Maya Angelou

A Good Woman Feeling Bad - Analysis

The blues as a predator, not a mood

This poem insists that sadness is not merely a feeling but a force with agency—something that hunts, corners, and disciplines the speaker. Angelou starts with explanations that sound almost reasonable: The blues may be the result of midnight hours in An empty bed, the kind of loneliness a reader can file under ordinary heartbreak. But the speaker immediately corrects that softness by naming persecuting blues, the kind she has known. The word persecuting changes everything: the blues aren’t just present; they pursue.

The tone, then, is both conversational and stark. She sounds like someone trying to speak plainly about pain, but what she describes keeps intensifying past plainness. That tension—between the familiar label blues and the extreme violence of its images—drives the poem’s emotional power.

Tigers, bone, and the body as evidence

Angelou’s first major image makes the blues animal and physical: they can stalk / Like tigers and break like bone. A tiger suggests stealth and inevitability; you don’t argue a tiger out of wanting you. And break like bone turns sadness into injury, implying that what’s harmed is structural—your inner frame. These are not metaphors for being a little low. They describe being damaged in ways you can’t hide.

There’s a grim logic to the progression: stalking is fear before contact; breaking is impact. The poem makes the reader feel the speaker’s dread and then the blow, compressing a whole cycle of suffering into a few lines.

Rope and pedigree: the blues as inherited punishment

The blues then become a weapon of social execution: they can Pend like rope in A gallows tree. That image carries a public, historical weight—death not as a private tragedy but as something performed by a system. Immediately after, the speaker says the blues can Make me curse / My pedigree. The pairing suggests a brutal contradiction: what should anchor identity—family line, origin, belonging—becomes something the speaker wants to reject.

This is one of the poem’s sharpest tensions: the speaker doesn’t only suffer; she is pressured to turn against herself. The blues aren’t just pain; they are a force that tries to rewrite loyalty, making her spit back at her own roots.

The mouth that can’t sing: bitterness as blocked prayer

After the gallows, the poem shifts inward, into the mouth. Bitterness thick sits on a rankling tongue, as if language itself has been coated and spoiled. Then comes a startling phrase: A psalm to love that’s Left unsung. A psalm is meant to be voiced; it’s praise made audible. By calling love’s song a psalm and then keeping it unsung, the poem frames the speaker’s sadness as spiritual deprivation—not only the loss of love, but the loss of the ability to testify to it.

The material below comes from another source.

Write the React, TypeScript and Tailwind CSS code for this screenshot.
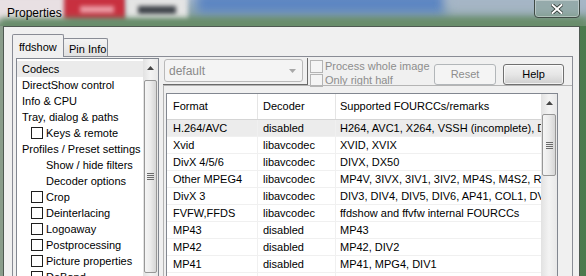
import React from 'react';

type NavItem = { label: string; kind: 'plain' | 'check' | 'sub'; selected?: boolean };

const navItems: NavItem[] = [
  { label: 'Codecs', kind: 'plain', selected: true },
  { label: 'DirectShow control', kind: 'plain' },
  { label: 'Info & CPU', kind: 'plain' },
  { label: 'Tray, dialog & paths', kind: 'plain' },
  { label: 'Keys & remote', kind: 'check' },
  { label: 'Profiles / Preset settings', kind: 'plain' },
  { label: 'Show / hide filters', kind: 'sub' },
  { label: 'Decoder options', kind: 'sub' },
  { label: 'Crop', kind: 'check' },
  { label: 'Deinterlacing', kind: 'check' },
  { label: 'Logoaway', kind: 'check' },
  { label: 'Postprocessing', kind: 'check' },
  { label: 'Picture properties', kind: 'check' },
  { label: 'DeBand', kind: 'check' },
];

const codecs = [
  ['H.264/AVC', 'disabled', 'H264, AVC1, X264, VSSH (incomplete), DAVC, PAVC'],
  ['Xvid', 'libavcodec', 'XVID, XVIX'],
  ['DivX 4/5/6', 'libavcodec', 'DIVX, DX50'],
  ['Other MPEG4', 'libavcodec', 'MP4V, 3IVX, 3IV1, 3IV2, MP4S, M4S2, RMP4, DIVX'],
  ['DivX 3', 'libavcodec', 'DIV3, DIV4, DIV5, DIV6, AP41, COL1, DVX3'],
  ['FVFW,FFDS', 'libavcodec', 'ffdshow and ffvfw internal FOURCCs'],
  ['MP43', 'disabled', 'MP43'],
  ['MP42', 'disabled', 'MP42, DIV2'],
  ['MP41', 'disabled', 'MP41, MPG4, DIV1'],
  ['', '', ''],
];

const UpArrow = () => (
  <svg width="7" height="4" viewBox="0 0 7 4">
    <path d="M0 4 L3.5 0 L7 4 Z" fill="#454545" />
  </svg>
);

const Grip = () => (
  <div className="flex flex-col gap-[1px]">
    <div className="w-[7px] h-[1px] bg-[#6b6b6b]" />
    <div className="w-[7px] h-[1px] bg-[#6b6b6b]" />
    <div className="w-[7px] h-[1px] bg-[#6b6b6b]" />
    <div className="w-[7px] h-[1px] bg-[#6b6b6b]" />
  </div>
);

// win7 style vertical scrollbar, thumb geometry passed as full class strings
const VScroll = ({ thumbClass, width }: { thumbClass: string; width: string }) => (
  <div className={`${width} shrink-0 self-stretch flex flex-col bg-gradient-to-r from-[#e2e2e2] via-[#f3f3f3] to-[#e8e8e8]`}>
    <div className="h-[18px] flex items-center justify-center">
      <UpArrow />
    </div>
    <div
      className={`${thumbClass} mx-[1px] rounded-[2px] border border-[#979797] bg-gradient-to-r from-[#f5f5f5] via-[#ebebeb] to-[#d6d6d6] flex items-center justify-center`}
    >
      <Grip />
    </div>
  </div>
);

const Checkbox = ({ disabled }: { disabled?: boolean }) => (
  <div
    className={
      disabled
        ? 'w-[13px] h-[13px] shrink-0 border border-[#b4b4b4] bg-[#f4f4f4]'
        : 'w-[12px] h-[12px] shrink-0 border border-[#1e1e1e] bg-white'
    }
  />
);

export default function App() {
  return (
    <div
      className="relative w-[586px] h-[276px] overflow-hidden flex flex-col bg-[#6e8f70]"
      style={{ fontFamily: '"Liberation Sans", Arial, sans-serif' }}
    >
      {/* aero glass title bar, blurred desktop behind it */}
      <div className="relative h-[26px] shrink-0 overflow-hidden bg-gradient-to-b from-[#a9b9c9] via-[#8ea6a6] to-[#6f9071]">
        <div className="absolute left-[-10px] top-[-6px] w-[78px] h-[28px] bg-[#e8e0e3] blur-[3px]" />
        <div className="absolute left-[64px] top-[-4px] w-[62px] h-[24px] bg-[#c8303f] blur-[2px]" />
        <div className="absolute left-[80px] top-[6px] w-[34px] h-[7px] bg-[#ea9aa4] blur-[2px]" />
        <div className="absolute left-[126px] top-[-4px] w-[62px] h-[24px] bg-[#e4e4e4] blur-[2px]" />
        <div className="absolute left-[138px] top-[6px] w-[38px] h-[8px] bg-[#3f434a] blur-[2px]" />
        <div className="absolute left-[196px] top-[-8px] w-[250px] h-[22px] bg-[#5a84c2] blur-[6px]" />
        <div className="absolute left-[446px] top-[-8px] w-[150px] h-[20px] bg-[#a5b5c5] blur-[6px]" />
        <div className="absolute left-0 top-[18px] w-[586px] h-[14px] bg-[#698d6b] blur-[3px]" />
        <div className="relative h-full flex items-center pl-[7px] pb-[1px] text-[12px] text-black">Properties</div>
        <div className="absolute top-[-1px] left-[534px] w-[46px] h-[19px] rounded-b-[4px] border border-[#3f4a45] bg-[#8aa39a]/60 flex items-center justify-center shadow-[inset_0_0_0_1px_rgba(255,255,255,0.35)]">
          <svg width="12" height="10" viewBox="0 0 12 10">
            <path d="M1.5 1 L10.5 9 M10.5 1 L1.5 9" stroke="#2c3430" strokeWidth="3.6" strokeLinecap="square" />
            <path d="M1.5 1 L10.5 9 M10.5 1 L1.5 9" stroke="#ffffff" strokeWidth="2" strokeLinecap="square" />
          </svg>
        </div>
      </div>

      {/* window frame */}
      <div className="flex-1 flex pl-[3px] pr-[6px] bg-gradient-to-r from-[#8a9d8b] via-[#6f9071] to-[#4b7a4d]">
        <div className="flex-1 flex flex-col border-l border-t border-r border-[#4f5a52] bg-[#f0f0f0] pl-[8px] pt-[7px] text-[11px] text-black">
          {/* tabs */}
          <div className="h-[22px] flex items-end">
            <div className="relative z-10 h-[23px] mb-[-1px] w-[52px] border border-b-0 border-[#898c95] bg-[#f0f0f0] rounded-t-[2px] pl-[6px] pt-[4px]">
              ffdshow
            </div>
            <div className="h-[18px] w-[45px] ml-[-1px] border border-b-0 border-[#898c95] bg-gradient-to-b from-[#f3f3f3] to-[#e1e1e1] rounded-t-[2px] pl-[5px] pt-[2px]">
              Pin Info
            </div>
          </div>

          {/* tab page */}
          <div className="w-[561px] flex-1 flex border border-[#898c95] pl-[3px] pt-[1px]">
            {/* nav listbox */}
            <div className="w-[143px] h-[240px] shrink-0 flex border border-[#828790] bg-white">
              <div className="flex-1 flex flex-col pt-[2px] overflow-hidden">
                {navItems.map((item) => (
                  <div
                    key={item.label}
                    className={`h-[16px] shrink-0 flex items-center whitespace-nowrap ${item.selected ? 'bg-[#ebebeb]' : ''} ${
                      item.kind === 'plain' ? 'pl-[5px]' : item.kind === 'sub' ? 'pl-[29px]' : 'pl-[14px] gap-[3px]'
                    }`}
                  >
                    {item.kind === 'check' && <Checkbox />}
                    <span>{item.label}</span>
                  </div>
                ))}
              </div>
              <VScroll width="w-[15px]" thumbClass="mt-[3px] h-[193px]" />
            </div>

            {/* codecs page */}
            <div className="ml-[4px] flex-1 flex flex-col">
              <div className="h-[27px] flex">
                <div className="w-[145px] h-[27px] shrink-0 border-r border-b border-[#6a6a6a] pl-[1px] pt-[1px]">
                  <div className="w-[139px] h-[23px] rounded-[3px] border border-[#b9b9b9] bg-[#f4f4f4] flex items-center justify-between pl-[4px] pr-[6px] text-[12px] text-[#8a8a8a]">
                    <span>default</span>
                    <svg width="7" height="4" viewBox="0 0 7 4">
                      <path d="M0 0 L3.5 4 L7 0 Z" fill="#a8a8a8" />
                    </svg>
                  </div>
                </div>
                <div className="w-[124px] ml-[2px] pt-[2px] flex flex-col gap-[1px] text-[#8d8d8d] whitespace-nowrap">
                  <div className="flex items-center gap-[2px] h-[13px]">
                    <Checkbox disabled />
                    <span>Process whole image</span>
                  </div>
                  <div className="flex items-center gap-[2px] h-[13px]">
                    <Checkbox disabled />
                    <span>Only right half</span>
                  </div>
                </div>
                <div className="mt-[6px] w-[62px] h-[21px] rounded-[3px] border border-[#b2b6b9] bg-[#f4f4f4] flex items-center justify-center text-[#8d8d8d]">
                  Reset
                </div>
                <div className="mt-[6px] ml-[7px] w-[61px] h-[21px] rounded-[3px] border border-[#707070] bg-gradient-to-b from-[#f2f2f2] via-[#e6e6e6] to-[#cfcfcf] shadow-[inset_0_0_0_1px_rgba(255,255,255,0.7)] flex items-center justify-center">
                  Help
                </div>
              </div>

              <div className="flex-1 border-l border-t border-[#b4b4b4] pl-[2px] pt-[7px]">
                {/* list view */}
                <div className="w-[392px] h-[200px] flex border border-[#828790] bg-white">
                  <div className="flex-1 flex flex-col overflow-hidden">
                    <div className="h-[26px] shrink-0 flex border-b border-[#d5d5d5]">
                      <div className="w-[91px] shrink-0 pl-[6px] flex items-center border-r border-[#e5e5e5]">Format</div>
                      <div className="w-[78px] shrink-0 pl-[5px] flex items-center border-r border-[#e5e5e5]">Decoder</div>
                      <div className="flex-1 pl-[4px] flex items-center whitespace-nowrap">Supported FOURCCs/remarks</div>
                    </div>
                    {codecs.map((row, i) => (
                      <div
                        key={i}
                        className={`h-[17px] shrink-0 flex border-b border-[#f0f0f0] whitespace-nowrap ${i === 0 ? 'bg-[#ececec]' : ''}`}
                      >
                        <div className="w-[91px] shrink-0 pl-[6px] flex items-center border-r border-[#f0f0f0]">{row[0]}</div>
                        <div className="w-[78px] shrink-0 pl-[5px] flex items-center border-r border-[#f0f0f0]">{row[1]}</div>
                        <div className="flex-1 pl-[4px] flex items-center overflow-hidden">{row[2]}</div>
                      </div>
                    ))}
                  </div>
                  <VScroll width="w-[16px]" thumbClass="mt-[2px] h-[62px]" />
                </div>
              </div>
            </div>
          </div>
        </div>
      </div>
    </div>
  );
}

The tone here is not sentimental; it’s restrained and bitterly lucid. The speaker recognizes what love should have been—something singable, something like prayer—and recognizes the silence where it ought to be.

Northbound rivers, southern endings, and a funeral mouth

The poem’s images widen again, from the tongue to geography. Rivers heading north but ending South evokes a life that tries to move toward freedom or relief and is dragged back to an older gravity. It’s a riddle-like picture of reversal: the direction of hope doesn’t guarantee the destination. Then the poem collapses that large motion back into the body with Funeral music in a going-home mouth. The phrase going-home can carry comfort—return, rest, even salvation—but it’s filled with funeral sound. Home is promised, yet the sound arriving is mourning.

This is the poem’s quiet turn: the blues are no longer only predator or punishment; they become a kind of music lodged in the speaker, turning even the language of return into a dirge.

All riddles are blues: the poem’s bleak generosity

In the final lines, Angelou offers a bleak thesis: All riddles are blues, and all blues are sad. A riddle is a question you can’t quite solve; the poem suggests that unsolvedness itself is a form of sorrow. Yet the ending also shows a controlled modesty: I’m only mentioning Some blues I’ve had. After tigers, bones, ropes, gallows, and funerals, the speaker calls this merely some. That understatement does two things at once: it hints at a larger history of hurt, and it shows the speaker’s composure—the ability to name pain without letting it take over the whole page.

The poem’s central claim is that the blues are not a single story but a whole ecology of suffering—loneliness, inheritance, blocked love, reversed journeys—each one a riddle whose answer is simply that it hurts, and it keeps hurting.